▸ WORK REQUIRED
List each line of the data that holds the string "Write".

▸ GIVEN DATA
=-=-=
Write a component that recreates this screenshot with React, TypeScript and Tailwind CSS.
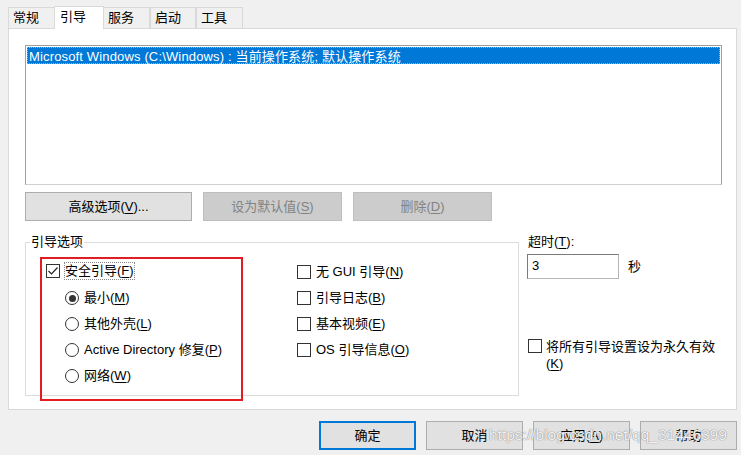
import React from 'react';

const font = { fontFamily: '"Liberation Sans", "Noto Sans CJK SC", sans-serif' };

// label with an underlined accelerator letter, e.g. 高级选项(V)...
const Acc = ({ pre, k, post = ')' }: { pre: string; k: string; post?: string }) => (
  <span>
    {pre}(<span className="underline underline-offset-2">{k}</span>{post}
  </span>
);

const CheckBox = ({ checked = false }: { checked?: boolean }) => (
  <span className="w-[14px] h-[14px] shrink-0 border border-[#333333] bg-white flex items-center justify-center">
    {checked && (
      <svg width="12" height="12" viewBox="0 0 12 12">
        <polyline points="1.5,6 4.5,9 10.5,2.5" fill="none" stroke="#222" strokeWidth="1.2" />
      </svg>
    )}
  </span>
);

const Radio = ({ checked = false }: { checked?: boolean }) => (
  <span className="w-[14px] h-[14px] shrink-0 rounded-full border border-[#333333] bg-white flex items-center justify-center">
    {checked && <span className="w-[7px] h-[7px] rounded-full bg-[#333333]" />}
  </span>
);

const tabs = [
  { name: '常规', w: 'w-[47px]' },
  { name: '引导', w: 'w-[50px]', active: true },
  { name: '服务', w: 'w-[47px]' },
  { name: '启动', w: 'w-[46px]' },
  { name: '工具', w: 'w-[47px]' },
];

export default function App() {
  return (
    <div className="relative w-[741px] h-[455px] bg-[#f0f0f0] text-[13px] text-black overflow-hidden" style={font}>
      {/* Tab strip */}
      <div className="flex items-end h-[29px] pl-[8px] pt-[6px] relative z-10">
        {tabs.map((t) =>
          t.active ? (
            <div
              key={t.name}
              className={`${t.w} h-[23px] -mx-[1px] bg-white border border-b-0 border-[#d9d9d9] pl-[5px] leading-[20px]`}
            >
              {t.name}
            </div>
          ) : (
            <div
              key={t.name}
              className={`${t.w} h-[21px] mb-[1px] bg-[#f0f0f0] border border-b-0 border-[#d9d9d9] pl-[4px] leading-[20px]`}
            >
              {t.name}
            </div>
          )
        )}
      </div>

      {/* Tab panel */}
      <div className="-mt-[1px] ml-[8px] w-[729px] h-[382px] bg-white border border-[#d9d9d9] pt-[16px] pl-[16px]">
        {/* OS list */}
        <div className="w-[697px] h-[140px] border border-[#a0a0a0] border-b-[#cfcfcf] bg-white p-[1px]">
          <div className="h-[17px] bg-[#0078d7] text-white leading-[17px] pl-[1px] border border-dotted border-[#8ab8e8] tracking-[0.15px]">
            Microsoft Windows (C:\Windows) : 当前操作系统; 默认操作系统
          </div>
        </div>

        {/* List buttons */}
        <div className="flex gap-[11px] mt-[7px]">
          <div className="w-[167px] h-[29px] bg-[#e1e1e1] border border-[#adadad] flex items-center justify-center">
            <Acc pre="高级选项" k="V" post=")..." />
          </div>
          <div className="w-[139px] h-[29px] bg-[#cccccc] border border-[#bfbfbf] text-[#838383] flex items-center justify-center">
            <Acc pre="设为默认值" k="S" />
          </div>
          <div className="w-[139px] h-[29px] bg-[#cccccc] border border-[#bfbfbf] text-[#838383] flex items-center justify-center">
            <Acc pre="删除" k="D" />
          </div>
        </div>

        {/* Boot options + timeout */}
        <div className="flex mt-[13px]">
          <fieldset className="w-[494px] h-[162px] border border-[#dcdcdc] px-[14px]">
            <legend className="ml-[-10px] px-[1px] leading-[16px]">引导选项</legend>
            <div className="flex">
              {/* red highlight around safe boot options */}
              <div className="w-[203px] h-[144px] mt-[7px] border-2 border-[#e31b23] pl-[4px] pt-[2px] flex flex-col gap-[6px]">
                <div className="h-[20px] flex items-center gap-[4px] mb-[1px]">
                  <CheckBox checked />
                  <span className="border border-dotted border-[#888] leading-[16px] px-0">
                    <Acc pre="安全引导" k="F" />
                  </span>
                </div>
                {[
                  { pre: '最小', k: 'M', checked: true },
                  { pre: '其他外壳', k: 'L' },
                  { pre: 'Active Directory 修复', k: 'P' },
                  { pre: '网络', k: 'W' },
                ].map((r) => (
                  <div key={r.k} className="h-[20px] flex items-center gap-[5px] pl-[19px]">
                    <Radio checked={r.checked} />
                    <Acc pre={r.pre} k={r.k} />
                  </div>
                ))}
              </div>

              <div className="ml-[54px] mt-[12px] flex flex-col gap-[6px]">
                {[
                  { pre: '无 GUI 引导', k: 'N' },
                  { pre: '引导日志', k: 'B' },
                  { pre: '基本视频', k: 'E' },
                  { pre: 'OS 引导信息', k: 'O' },
                ].map((c) => (
                  <div key={c.k} className="h-[20px] flex items-center gap-[5px]">
                    <CheckBox />
                    <Acc pre={c.pre} k={c.k} />
                  </div>
                ))}
              </div>
            </div>
          </fieldset>

          <div className="ml-[8px] flex flex-col">
            <div className="leading-[16px] ml-[1px]">
              <Acc pre="超时" k="T" post="):" />
            </div>
            <div className="flex items-center mt-[4px]">
              <div className="w-[92px] h-[25px] border border-[#7a7a7a] border-b-[#b5b5b5] border-r-[#b5b5b5] bg-white pl-[4px] leading-[21px]">
                3
              </div>
              <span className="ml-[9px]">秒</span>
            </div>
            <div className="flex items-start gap-[4px] mt-[59px] ml-[1px]">
              <span className="mt-[1px]">
                <CheckBox />
              </span>
              <span className="w-[176px] leading-[17px]">
                将所有引导设置设为永久有效 <Acc pre="" k="K" />
              </span>
            </div>
          </div>
        </div>
      </div>

      {/* Dialog buttons */}
      <div className="flex justify-end gap-[10px] mt-[11px] pr-[4px]">
        <div className="w-[97px] h-[29px] bg-[#e1e1e1] border-2 border-[#0078d7] flex items-center justify-center">确定</div>
        <div className="w-[97px] h-[29px] bg-[#e1e1e1] border border-[#adadad] flex items-center justify-center">取消</div>
        <div className="w-[97px] h-[29px] bg-[#e1e1e1] border border-[#adadad] flex items-center justify-center">
          <Acc pre="应用" k="A" />
        </div>
        <div className="w-[97px] h-[29px] bg-[#e1e1e1] border border-[#adadad] flex items-center justify-center">帮助</div>
      </div>

      {/* blog watermark over the buttons */}
      <div
        className="absolute left-[489px] top-[425px] text-[15.5px] text-white/90 leading-[20px] pointer-events-none [text-shadow:0_0_1px_#777,0_0_1px_#999]"
        style={{ fontFamily: '"Liberation Sans", sans-serif' }}
      >
        https://blog.csdn.net/qq_31446399
      </div>
    </div>
  );
}
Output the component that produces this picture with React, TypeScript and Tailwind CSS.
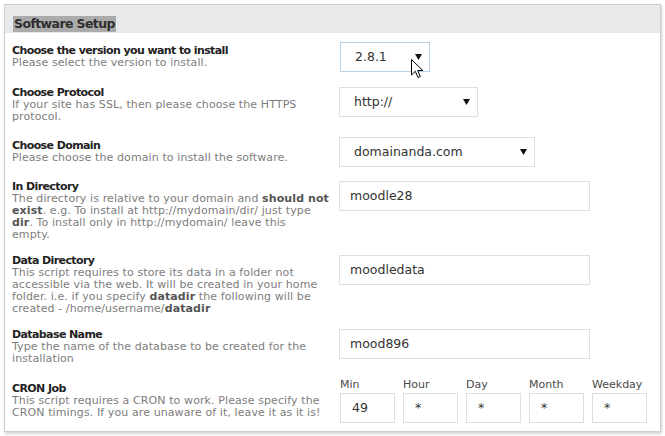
import React from 'react';

interface FieldRowProps {
  label: string;
  children: React.ReactNode;
  control: React.ReactNode;
  align?: 'start' | 'center';
  last?: boolean;
  first?: boolean;
}

const FieldRow: React.FC<FieldRowProps> = ({ label, children, control, align = 'start', first, last }) => (
  <div
    className={`flex ${align === 'center' ? 'items-center' : 'items-start'} ${
      first ? 'pb-[15px]' : last ? 'pb-[8px]' : 'pb-[14px]'
    }`}
  >
    <div className="w-[334px] shrink-0 pl-[7px] text-[11px] leading-[12px]">
      <div className="font-bold text-[#222] tracking-[-0.6px] whitespace-nowrap">{label}</div>
      <div className="text-[#7d7d7d] tracking-[0.1px] whitespace-nowrap">{children}</div>
    </div>
    <div>{control}</div>
  </div>
);

const Arrow = () => (
  <svg width="7" height="6" viewBox="0 0 7 6" className="shrink-0">
    <polygon points="0,0 7,0 3.5,6" fill="#111" />
  </svg>
);

const FakeSelect: React.FC<{ value: string; className: string; cursor?: boolean }> = ({ value, className, cursor }) => (
  <div className={`relative flex items-center justify-between h-[30px] border bg-white pl-[14px] pr-[7px] text-[12.5px] text-[#333] ${className}`}>
    <span>{value}</span>
    <Arrow />
    {cursor && (
      // mouse pointer hovering the version select
      <svg width="13" height="20" viewBox="0 0 13 20" className="absolute left-[70px] top-[16px]">
        <path d="M0.5 0.5 L0.5 16 L4.3 12.3 L7 18.5 L9.3 17.5 L6.7 11.5 L11.8 11.5 Z" fill="#fff" stroke="#000" strokeWidth="1" strokeLinejoin="round" />
      </svg>
    )}
  </div>
);

const TextBox: React.FC<{ value: string }> = ({ value }) => (
  <div className="flex items-center w-[251px] h-[30px] border border-[#dfdfdf] bg-white pl-[10px] text-[12.5px] text-[#333]">
    {value}
  </div>
);

const cronFields = [
  { name: 'Min', value: '49' },
  { name: 'Hour', value: '*' },
  { name: 'Day', value: '*' },
  { name: 'Month', value: '*' },
  { name: 'Weekday', value: '*' },
];

const B: React.FC<{ children: React.ReactNode }> = ({ children }) => (
  <span className="font-bold text-[#555]">{children}</span>
);

export default function App() {
  return (
    <div className="min-h-[436px] bg-white p-[4px] font-['DejaVu_Sans',Verdana,sans-serif]">
      <div className="w-[657px] border border-[#cdcdcd] bg-white shadow-[1px_2px_3px_rgba(0,0,0,0.18)]">
        {/* Header */}
        <div className="h-[28px] bg-[#e8e9ea] pl-[8px] pt-[6px]">
          <span className="inline-block bg-[#ababab] px-[1px] text-[12.5px] leading-[16px] font-bold tracking-[-0.6px] text-[#2e2e2e]">
            Software Setup
          </span>
        </div>

        {/* Fields */}
        <div className="pt-[9px]">
          <FieldRow
            first
            align="center"
            label="Choose the version you want to install"
            control={<FakeSelect value="2.8.1" className="ml-px w-[90px] border-[#b5d2ec]" cursor />}
          >
            Please select the version to install.
          </FieldRow>

          <FieldRow
            label="Choose Protocol"
            control={<FakeSelect value="http://" className="w-[139px] border-[#dfdfdf]" />}
          >
            If your site has SSL, then please choose the HTTPS
            <br />
            protocol.
          </FieldRow>

          <FieldRow
            align="center"
            label="Choose Domain"
            control={<FakeSelect value="domainanda.com" className="w-[196px] border-[#dfdfdf]" />}
          >
            Please choose the domain to install the software.
          </FieldRow>

          <FieldRow label="In Directory" control={<TextBox value="moodle28" />}>
            The directory is relative to your domain and <B>should not</B>
            <br />
            <B>exist</B>. e.g. To install at http://mydomain/dir/ just type
            <br />
            <B>dir</B>. To install only in http://mydomain/ leave this
            <br />
            empty.
          </FieldRow>

          <FieldRow label="Data Directory" control={<TextBox value="moodledata" />}>
            This script requires to store its data in a folder not
            <br />
            accessible via the web. It will be created in your home
            <br />
            folder. i.e. if you specify <B>datadir</B> the following will be
            <br />
            created - /home/username/<B>datadir</B>
          </FieldRow>

          <FieldRow label="Database Name" control={<TextBox value="mood896" />}>
            Type the name of the database to be created for the
            <br />
            installation
          </FieldRow>

          <FieldRow
            last
            align="center"
            label="CRON Job"
            control={
              <div className="flex gap-[8px] pl-px">
                {cronFields.map((f) => (
                  <div key={f.name} className="w-[55px]">
                    <div className="text-[11px] leading-[12px] text-[#4a4a4a] mb-[2px]">{f.name}</div>
                    <div className="flex items-center h-[30px] border border-[#dfdfdf] bg-white pl-[11px] text-[12.5px] text-[#333]">
                      {f.value}
                    </div>
                  </div>
                ))}
              </div>
            }
          >
            This script requires a CRON to work. Please specify the
            <br />
            CRON timings. If you are unaware of it, leave it as it is!
          </FieldRow>
        </div>
      </div>
    </div>
  );
}
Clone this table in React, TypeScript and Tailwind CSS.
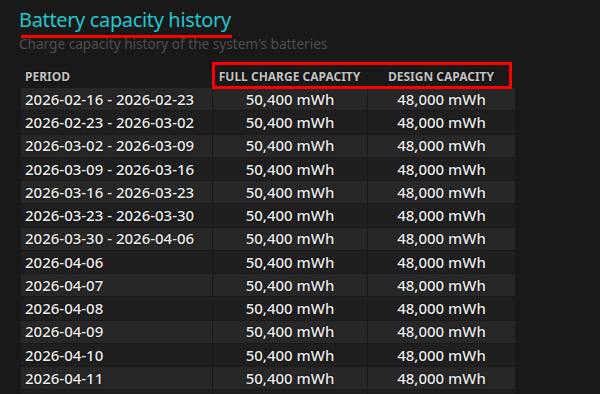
import React from 'react';

const periods = [
  '2026-02-16 - 2026-02-23',
  '2026-02-23 - 2026-03-02',
  '2026-03-02 - 2026-03-09',
  '2026-03-09 - 2026-03-16',
  '2026-03-16 - 2026-03-23',
  '2026-03-23 - 2026-03-30',
  '2026-03-30 - 2026-04-06',
  '2026-04-06',
  '2026-04-07',
  '2026-04-08',
  '2026-04-09',
  '2026-04-10',
  '2026-04-11',
  '',
];

const App: React.FC = () => {
  return (
    <div className="w-[600px] h-[394px] overflow-hidden bg-[#191919] font-['Noto_Sans',sans-serif]">
      <div className="pl-[19px] pt-[7px]">
        <h1 className="text-[20px] leading-[26px] tracking-[-0.35px] text-[#22c6d0] w-fit">Battery capacity history</h1>
        <div className="ml-[2px] mt-[2px] w-[211px] h-[3px] bg-[#ff0000]" />
        <p className="-mt-[3px] text-[13.6px] leading-[18px] text-[#4e4e4e]">
          Charge capacity history of the system's batteries
        </p>
      </div>

      <div className="ml-[21px] mt-[13px] w-[494px]">
        <div className="relative flex h-[22px] items-center text-[12px] font-bold text-[#c2c2c2] [text-shadow:0_0_2px_#000]">
          <div className="w-[191px] pl-[4px]">PERIOD</div>
          <div className="w-[155px] text-center">FULL CHARGE CAPACITY</div>
          <div className="w-[148px] text-center">DESIGN CAPACITY</div>
          <div className="absolute left-[191px] top-[-4px] w-[300px] h-[27px] border-[3px] border-[#ff0000]" />
        </div>

        <div className="flex flex-col gap-[1px]">
          {periods.map((p, i) => {
            const bg = i % 2 === 0 ? 'bg-[#272727]' : 'bg-[#1f1f1f]';
            return (
              <div
                key={i}
                className="flex h-[22.25px] items-center gap-[1px] text-[15px] font-medium text-[#ececec] [text-shadow:0_0_2px_#000]"
              >
                <div className={`w-[191px] h-full flex items-center pl-[4px] ${bg}`}>{p}</div>
                <div className={`w-[154px] h-full flex items-center justify-center ${bg}`}>{p && '50,400 mWh'}</div>
                <div className={`w-[147px] h-full flex items-center justify-center ${bg}`}>{p && '48,000 mWh'}</div>
              </div>
            );
          })}
        </div>
      </div>
    </div>
  );
};

export default App;
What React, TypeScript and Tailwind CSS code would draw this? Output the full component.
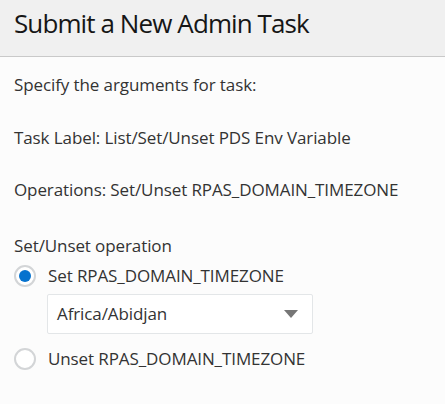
import { useState } from "react";

const FONT = "font-['Open_Sans','Noto_Sans',sans-serif]";

function Radio({ checked, label, onClick }: { checked: boolean; label: string; onClick: () => void }) {
  return (
    <label className="flex items-center gap-[12px] h-[32px] cursor-pointer" onClick={onClick}>
      <span className="w-[22px] h-[22px] rounded-full border-2 border-[#d3d5d7] bg-white flex items-center justify-center shrink-0">
        {checked && <span className="w-[12px] h-[12px] rounded-full bg-[#0572ce]" />}
      </span>
      <span>{label}</span>
    </label>
  );
}

export default function App() {
  const [mode, setMode] = useState<"set" | "unset">("set");

  return (
    <div className={`w-[445px] h-[404px] bg-[#fcfcfc] text-[#333333] ${FONT}`}>
      {/* Header */}
      <div className="h-[57px] bg-[#f0f0f0] border-b border-[#c9c9c9] px-[14px] pt-[8px]">
        <h1 className="text-[26px] leading-[30px] text-[#161616] tracking-[-0.9px]">Submit a New Admin Task</h1>
      </div>

      {/* Body */}
      <div className="px-[14px] text-[17px] leading-[24px] tracking-[-0.1px]">
        <p className="mt-[16px]">Specify the arguments for task:</p>
        <p className="mt-[29px]">Task Label: List/Set/Unset PDS Env Variable</p>
        <p className="mt-[28px]">Operations: Set/Unset RPAS_DOMAIN_TIMEZONE</p>

        <div className="mt-[32px]">Set/Unset operation</div>
        <div className="mt-[2px]">
          <Radio checked={mode === "set"} label="Set RPAS_DOMAIN_TIMEZONE" onClick={() => setMode("set")} />
          <div className="ml-[33px] mt-[2px] w-[266px] h-[40px] border border-[#e3e6e8] bg-white rounded-[2px] flex items-center justify-between pl-[9px] pr-[14px]">
            <span>Africa/Abidjan</span>
            <svg width="14" height="8" viewBox="0 0 14 8">
              <path d="M0 0 L14 0 L7 8 Z" fill="#767676" />
            </svg>
          </div>
          <div className="mt-[9px]">
            <Radio checked={mode === "unset"} label="Unset RPAS_DOMAIN_TIMEZONE" onClick={() => setMode("unset")} />
          </div>
        </div>
      </div>
    </div>
  );
}
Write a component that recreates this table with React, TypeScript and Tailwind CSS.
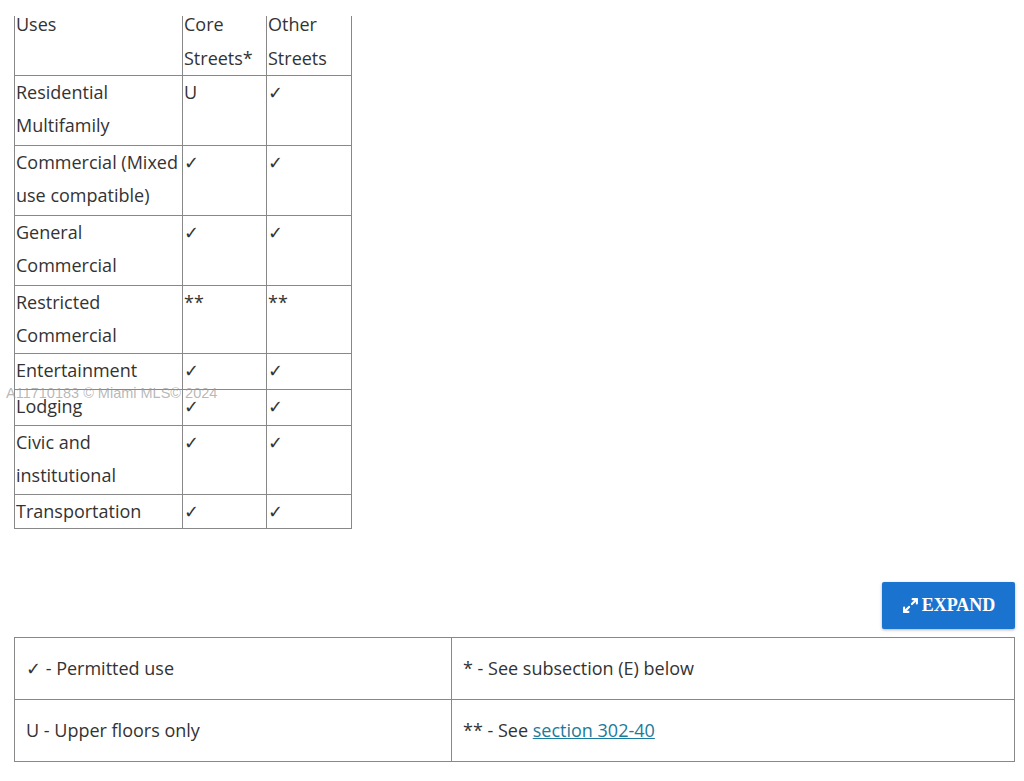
import { Maximize2 } from "lucide-react";

const rows: { use: string[]; core: string; other: string; h: string }[] = [
  { use: ["Residential", "Multifamily"], core: "U", other: "✓", h: "h-[70px]" },
  { use: ["Commercial (Mixed", "use compatible)"], core: "✓", other: "✓", h: "h-[70px]" },
  { use: ["General", "Commercial"], core: "✓", other: "✓", h: "h-[70px]" },
  { use: ["Restricted", "Commercial"], core: "**", other: "**", h: "h-[68px]" },
  { use: ["Entertainment"], core: "✓", other: "✓", h: "h-[36px]" },
  { use: ["Lodging"], core: "✓", other: "✓", h: "h-[36px]" },
  { use: ["Civic and", "institutional"], core: "✓", other: "✓", h: "h-[69px]" },
  { use: ["Transportation"], core: "✓", other: "✓", h: "h-[34px]" },
];

export default function App() {
  return (
    <div
      className="relative min-h-screen w-[1024px] bg-white text-[#333]"
      style={{ fontFamily: '"Open Sans", "Liberation Sans", sans-serif' }}
    >
      <div className="pl-[14px] pt-[16px]">
        <table className="border-collapse text-[18px] leading-[33px]">
          <thead>
            <tr className="h-[59px] align-top">
              <th className="w-[168px] border-x border-b border-[#888] px-[1px] text-left font-normal leading-[34px]">
                <div className="-mt-[9px]">Uses</div>
              </th>
              <th className="w-[84px] border-x border-b border-[#888] px-[1px] text-left font-normal leading-[34px]">
                <div className="-mt-[9px]">
                  Core
                  <br />
                  Streets*
                </div>
              </th>
              <th className="w-[85px] border-x border-b border-[#888] px-[1px] text-left font-normal leading-[34px]">
                <div className="-mt-[9px]">
                  Other
                  <br />
                  Streets
                </div>
              </th>
            </tr>
          </thead>
          <tbody>
            {rows.map((r) => (
              <tr key={r.use[0]} className={`align-top ${r.h}`}>
                <td className="whitespace-nowrap border border-[#888] px-[1px]">
                  {r.use.map((l) => (
                    <div key={l}>{l}</div>
                  ))}
                </td>
                <td className="border border-[#888] px-[1px]">{r.core}</td>
                <td className="border border-[#888] px-[1px]">{r.other}</td>
              </tr>
            ))}
          </tbody>
        </table>
      </div>

      <div
        className="pointer-events-none absolute left-[6px] top-[383px] text-[14.5px] text-[#999]/70"
        style={{ fontFamily: '"Liberation Sans", Arial, sans-serif' }}
      >
        A11710183 © Miami MLS© 2024
      </div>

      <div className="flex justify-end pr-[9px] pt-[53px]">
        <button
          className="flex h-[47px] w-[133px] items-center justify-center gap-[3px] rounded-[2px] bg-[#1a74cf] text-[18px] font-semibold text-white shadow-[0_1px_3px_rgba(0,0,0,0.3)]"
          style={{ fontFamily: '"Liberation Serif", "Times New Roman", serif' }}
        >
          <Maximize2 size={17} strokeWidth={3} />
          EXPAND
        </button>
      </div>

      <div className="pl-[14px] pt-[8px]">
        <table className="w-[1001px] border-collapse text-[18px]">
          <tbody>
            <tr className="h-[62px]">
              <td className="w-[437px] border border-[#888] px-[11px]">✓ - Permitted use</td>
              <td className="border border-[#888] px-[11px]">* - See subsection (E) below</td>
            </tr>
            <tr className="h-[62px]">
              <td className="border border-[#888] px-[11px]">U - Upper floors only</td>
              <td className="border border-[#888] px-[11px]">
                ** - See{" "}
                <a href="#" className="text-[#1c7a9c] underline">
                  section 302-40
                </a>
              </td>
            </tr>
          </tbody>
        </table>
      </div>
    </div>
  );
}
=-=-=
▸ WRITTEN RESPONSE
Write a component that recreates this screenshot with React, TypeScript and Tailwind CSS.
Write a component that recreates this table with React, TypeScript and Tailwind CSS.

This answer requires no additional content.